Delegates from nearly 190 countries gathered in the German city of Bonn for a new round of UN climate change talks on May 31—the first round since the Copenhagen summit last December. Negotiating parties with different opinions once more confronted each other, with tensions high during the whole process.

In order to further promote international cooperation on climate change, a dual-track negotiating mechanism was established as early as December 2005 at the UN Climate Change Conference in Montreal.

On the one hand, the parties continued to discuss and decide on the post-2012 emissions reduction commitments for Annex I countries as outlined by the Kyoto Protocol. To this end, they set up the Ad Hoc Working Group on Further Commitments for Annex I Parties to draft the negotiating text.

On the other hand, under the UN Framework Convention on Climate Change (UNFCCC), the parties launched a long-term dialogue process on cooperative action, with the purpose of urging developed countries to provide financial and technological support for developing countries.

Two years later, in December 2007, the UN Climate Change Conference in Bali, Indonesia, passed the Bali Action Plan and established the Ad Hoc Working Group on Long-term Cooperative Action.
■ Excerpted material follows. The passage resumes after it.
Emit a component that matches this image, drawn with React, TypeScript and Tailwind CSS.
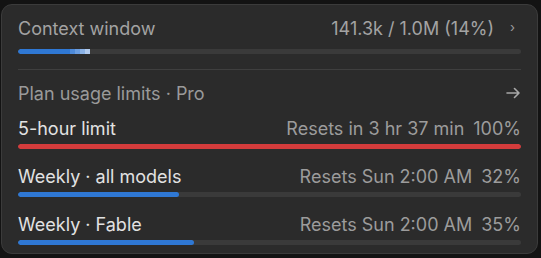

But some developed countries attacked the dual-track mechanism repeatedly. They tried to start all over again outside the UN framework. For instance, former U.S. President George W. Bush's Major Economies Meeting on Climate Change and incumbent U.S. President Barack Obama's Major Economies Forum on Energy and Climate were just such attempts.
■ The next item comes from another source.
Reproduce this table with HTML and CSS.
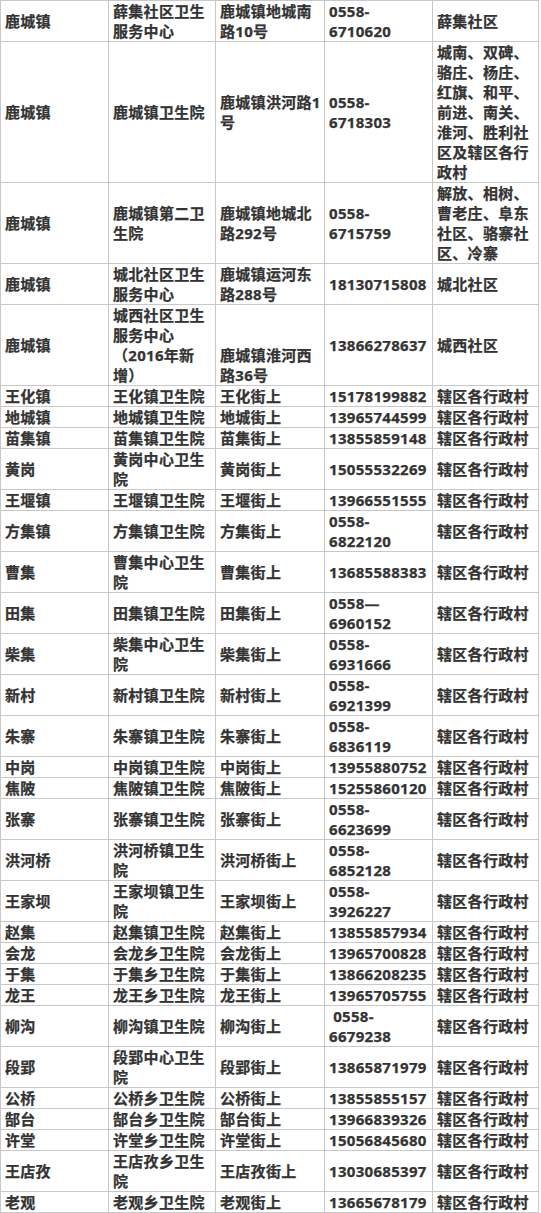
FILE: index.html
```html
<!DOCTYPE html>
<html lang="zh-CN">
<head>
<meta charset="utf-8">
<title>医疗机构一览</title>
<link rel="stylesheet" href="styles.css">
</head>
<body>
<table class="grid">
<colgroup>
<col class="c1"><col class="c2"><col class="c3"><col class="c4"><col class="c5">
</colgroup>
<tbody>
<tr><td>鹿城镇</td><td>薛集社区卫生服务中心</td><td>鹿城镇地城南路10号</td><td>0558-6710620</td><td>薛集社区</td></tr>
<tr><td>鹿城镇</td><td>鹿城镇卫生院</td><td>鹿城镇洪河路1号</td><td>0558-6718303</td><td>城南、双碑、骆庄、杨庄、红旗、和平、前进、南关、淮河、胜利社区及辖区各行政村</td></tr>
<tr><td>鹿城镇</td><td>鹿城镇第二卫生院</td><td>鹿城镇地城北路292号</td><td>0558-6715759</td><td>解放、相树、曹老庄、阜东社区、骆寨社区、冷寨</td></tr>
<tr><td>鹿城镇</td><td>城北社区卫生服务中心</td><td>鹿城镇运河东路288号</td><td>18130715808</td><td>城北社区</td></tr>
<tr><td>鹿城镇</td><td>城西社区卫生服务中心（2016年新增）</td><td><br><br>鹿城镇淮河西路36号</td><td>13866278637</td><td>城西社区</td></tr>
<tr><td>王化镇</td><td>王化镇卫生院</td><td>王化街上</td><td>15178199882</td><td>辖区各行政村</td></tr>
<tr><td>地城镇</td><td>地城镇卫生院</td><td>地城街上</td><td>13965744599</td><td>辖区各行政村</td></tr>
<tr><td>苗集镇</td><td>苗集镇卫生院</td><td>苗集街上</td><td>13855859148</td><td>辖区各行政村</td></tr>
<tr><td>黄岗</td><td>黄岗中心卫生院</td><td>黄岗街上</td><td>15055532269</td><td>辖区各行政村</td></tr>
<tr><td>王堰镇</td><td>王堰镇卫生院</td><td>王堰街上</td><td>13966551555</td><td>辖区各行政村</td></tr>
<tr><td>方集镇</td><td>方集镇卫生院</td><td>方集街上</td><td>0558-6822120</td><td>辖区各行政村</td></tr>
<tr><td>曹集</td><td>曹集中心卫生院</td><td>曹集街上</td><td>13685588383</td><td>辖区各行政村</td></tr>
<tr><td>田集</td><td>田集镇卫生院</td><td>田集街上</td><td>0558—6960152</td><td>辖区各行政村</td></tr>
<tr><td>柴集</td><td>柴集中心卫生院</td><td>柴集街上</td><td>0558-6931666</td><td>辖区各行政村</td></tr>
<tr><td>新村</td><td>新村镇卫生院</td><td>新村街上</td><td>0558-6921399</td><td>辖区各行政村</td></tr>
<tr><td>朱寨</td><td>朱寨镇卫生院</td><td>朱寨街上</td><td>0558-6836119</td><td>辖区各行政村</td></tr>
<tr><td>中岗</td><td>中岗镇卫生院</td><td>中岗街上</td><td>13955880752</td><td>辖区各行政村</td></tr>
<tr><td>焦陂</td><td>焦陂镇卫生院</td><td>焦陂街上</td><td>15255860120</td><td>辖区各行政村</td></tr>
<tr><td>张寨</td><td>张寨镇卫生院</td><td>张寨街上</td><td>0558-6623699</td><td>辖区各行政村</td></tr>
<tr><td>洪河桥</td><td>洪河桥镇卫生院</td><td>洪河桥街上</td><td>0558-6852128</td><td>辖区各行政村</td></tr>
<tr><td>王家坝</td><td>王家坝镇卫生院</td><td>王家坝街上</td><td>0558-3926227</td><td>辖区各行政村</td></tr>
<tr><td>赵集</td><td>赵集镇卫生院</td><td>赵集街上</td><td>13855857934</td><td>辖区各行政村</td></tr>
<tr><td>会龙</td><td>会龙乡卫生院</td><td>会龙街上</td><td>13965700828</td><td>辖区各行政村</td></tr>
<tr><td>于集</td><td>于集乡卫生院</td><td>于集街上</td><td>13866208235</td><td>辖区各行政村</td></tr>
<tr><td>龙王</td><td>龙王乡卫生院</td><td>龙王街上</td><td>13965705755</td><td>辖区各行政村</td></tr>
<tr><td>柳沟</td><td>柳沟镇卫生院</td><td>柳沟街上</td><td>&nbsp;0558-6679238</td><td>辖区各行政村</td></tr>
<tr><td>段郢</td><td>段郢中心卫生院</td><td>段郢街上</td><td>13865871979</td><td>辖区各行政村</td></tr>
<tr><td>公桥</td><td>公桥乡卫生院</td><td>公桥街上</td><td>13855855157</td><td>辖区各行政村</td></tr>
<tr><td>郜台</td><td>郜台乡卫生院</td><td>郜台街上</td><td>13966839326</td><td>辖区各行政村</td></tr>
<tr><td>许堂</td><td>许堂乡卫生院</td><td>许堂街上</td><td>15056845680</td><td>辖区各行政村</td></tr>
<tr><td>王店孜</td><td>王店孜乡卫生院</td><td>王店孜街上</td><td>13030685397</td><td>辖区各行政村</td></tr>
<tr><td>老观</td><td>老观乡卫生院</td><td>老观街上</td><td>13665678179</td><td>辖区各行政村</td></tr>
</tbody>
</table>
</body>
</html>
```

FILE: styles.css
```css
html, body {
  margin: 0;
  padding: 0;
  background: #ffffff;
}

.grid {
  width: 538px;
  table-layout: fixed;
  border-collapse: collapse;
  font-family: "Open Sans", "Noto Sans CJK SC", sans-serif;
  font-size: 15px;
  font-weight: 700;
  line-height: 20px;
  letter-spacing: 0.3px;
  color: #333333;
  -webkit-text-stroke: 0.25px #333333;
}

.c1 { width: 108px; }
.c2 { width: 107px; }
.c3 { width: 109px; }
.c4 { width: 108px; }
.c5 { width: 106px; }

.grid td {
  border: 1px solid #c8c8c8;
  padding: 0 2px 0 4px;
  vertical-align: middle;
  text-align: left;
}
```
Meanwhile, they tried to force the dual-track negotiation processes to become a single unit. Before the Copenhagen conference, there was a shocking interlude—the emergence of a so-called "Danish text."

The document, which was drafted by the United States, Britain and other developed countries in private, meant to bypass the two ad hoc working groups to be placed on the conference agenda and even put forward directly to the high-level segment of the conference.

After the conference, some countries even advocated replacing the texts handed in by the two ad hoc working groups with the Copenhagen Accord adopted at the conference to serve as the foundation of further negotiations.

The purpose of these actions was to force developing countries to undertake the same responsibilities as developed countries. They intended to impose binding emissions reduction responsibilities on developing countries, without considering their weaker economic strength and poor adaptation ability to climate change.

With these moves, developed countries attempted to avoid the responsibilities of further reducing emissions and providing financial support as well as technology transfers for developing countries, as decided by the Kyoto Protocol and other international treaties.

The dual-track mechanism is a basis for maintaining justice and fairness of climate change negotiations, and also a foundation for deepening international cooperation in this respect.

The dual-track mechanism is a natural outcome of the international negotiation process on climate change under the UN framework. In the 1970s, climate change issues entered the international political agenda. Since then, it has taken the world more than 20 years to reach the UNFCCC and its Kyoto Protocol—milestones in this field.

Meanwhile, a series of rules and decision-making procedures were gradually formed. They aimed to urge all nations to turn goodwill into commitment and action. The dual-track negotiating mechanism is just one of them.

What's more, the dual-track negotiating mechanism is the embodiment of the basic principles established by international treaties such as the UNFCCC.

Principles including "common but differentiated responsibilities," "sustainable development" and "cost-effectiveness" serve the fundamental interests of the international community. They have become the core consensus as countries take collective action on climate change.

In addition, the UNFCCC, its Kyoto Protocol and other international legal instruments constitute the legal basis for international climate negotiations. Designed based on their spirit, the dual-track negotiating mechanism is the most legitimate and should be respected and supported by all parties. Denying the mechanism is equal to denying the entirety of the climate change negotiations.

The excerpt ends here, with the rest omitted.